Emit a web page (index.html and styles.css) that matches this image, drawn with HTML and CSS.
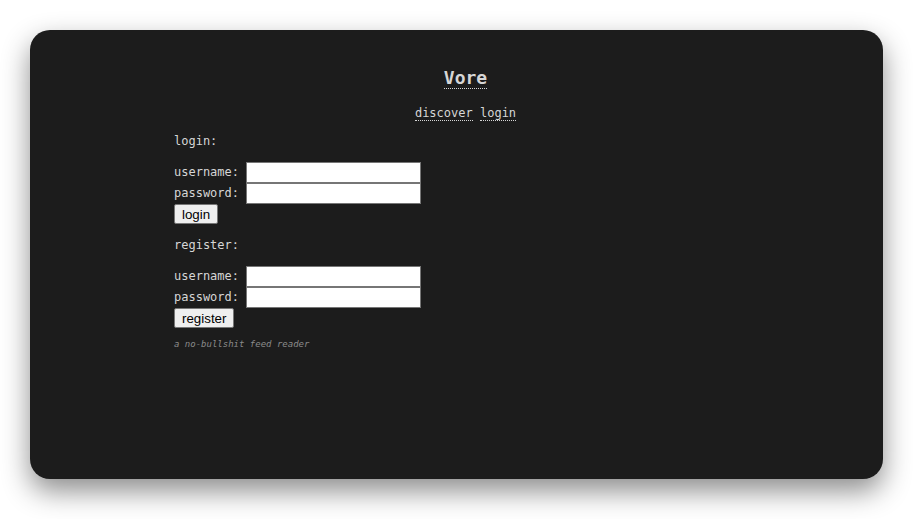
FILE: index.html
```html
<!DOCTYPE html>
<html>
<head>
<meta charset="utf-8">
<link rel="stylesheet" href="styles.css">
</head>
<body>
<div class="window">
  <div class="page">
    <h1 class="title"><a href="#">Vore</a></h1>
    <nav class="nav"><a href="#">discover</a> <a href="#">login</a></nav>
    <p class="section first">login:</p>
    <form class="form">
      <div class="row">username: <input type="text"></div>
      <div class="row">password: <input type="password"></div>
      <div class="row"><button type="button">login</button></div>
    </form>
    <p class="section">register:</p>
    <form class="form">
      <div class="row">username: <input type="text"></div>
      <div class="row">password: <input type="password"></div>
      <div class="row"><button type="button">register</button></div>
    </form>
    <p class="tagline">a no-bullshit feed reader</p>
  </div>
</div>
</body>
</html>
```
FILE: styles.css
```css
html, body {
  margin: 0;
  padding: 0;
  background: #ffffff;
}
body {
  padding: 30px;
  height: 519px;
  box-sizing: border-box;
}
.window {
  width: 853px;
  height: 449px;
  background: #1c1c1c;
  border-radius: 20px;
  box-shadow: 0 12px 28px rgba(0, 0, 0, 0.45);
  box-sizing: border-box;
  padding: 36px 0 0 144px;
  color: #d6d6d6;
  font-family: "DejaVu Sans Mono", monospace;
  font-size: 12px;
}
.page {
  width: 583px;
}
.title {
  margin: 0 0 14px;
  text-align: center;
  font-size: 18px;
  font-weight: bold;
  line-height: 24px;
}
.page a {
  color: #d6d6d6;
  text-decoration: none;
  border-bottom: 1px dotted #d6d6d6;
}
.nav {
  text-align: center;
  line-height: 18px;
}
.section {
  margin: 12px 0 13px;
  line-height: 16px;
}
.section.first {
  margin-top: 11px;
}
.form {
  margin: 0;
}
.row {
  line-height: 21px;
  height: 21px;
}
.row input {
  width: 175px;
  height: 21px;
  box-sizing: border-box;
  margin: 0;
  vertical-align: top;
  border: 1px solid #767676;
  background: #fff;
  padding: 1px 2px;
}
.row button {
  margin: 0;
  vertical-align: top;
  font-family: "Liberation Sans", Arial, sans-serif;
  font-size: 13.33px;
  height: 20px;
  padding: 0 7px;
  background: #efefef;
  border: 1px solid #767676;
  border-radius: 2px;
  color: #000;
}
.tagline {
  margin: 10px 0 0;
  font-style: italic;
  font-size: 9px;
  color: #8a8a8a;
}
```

---

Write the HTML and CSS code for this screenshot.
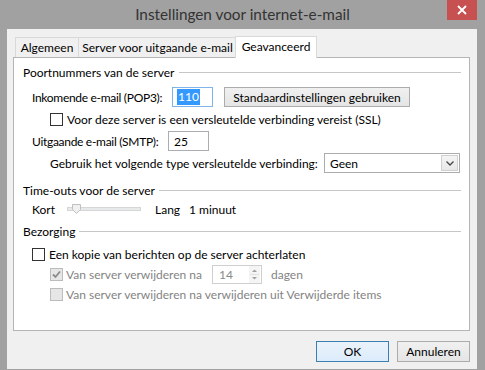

* * *

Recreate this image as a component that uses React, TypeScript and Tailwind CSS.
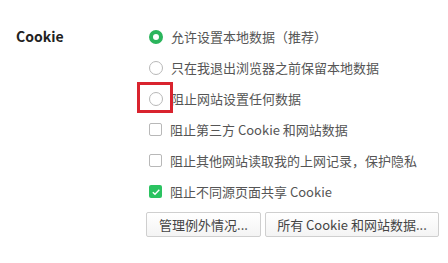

● **Description of the task**: Pick out and copy the lines of the material that include the word "page".

● **Response**:
Emit a web page (index.html and styles.css) that matches this image, drawn with HTML and CSS.
  <div class="page">
.page {
.page a {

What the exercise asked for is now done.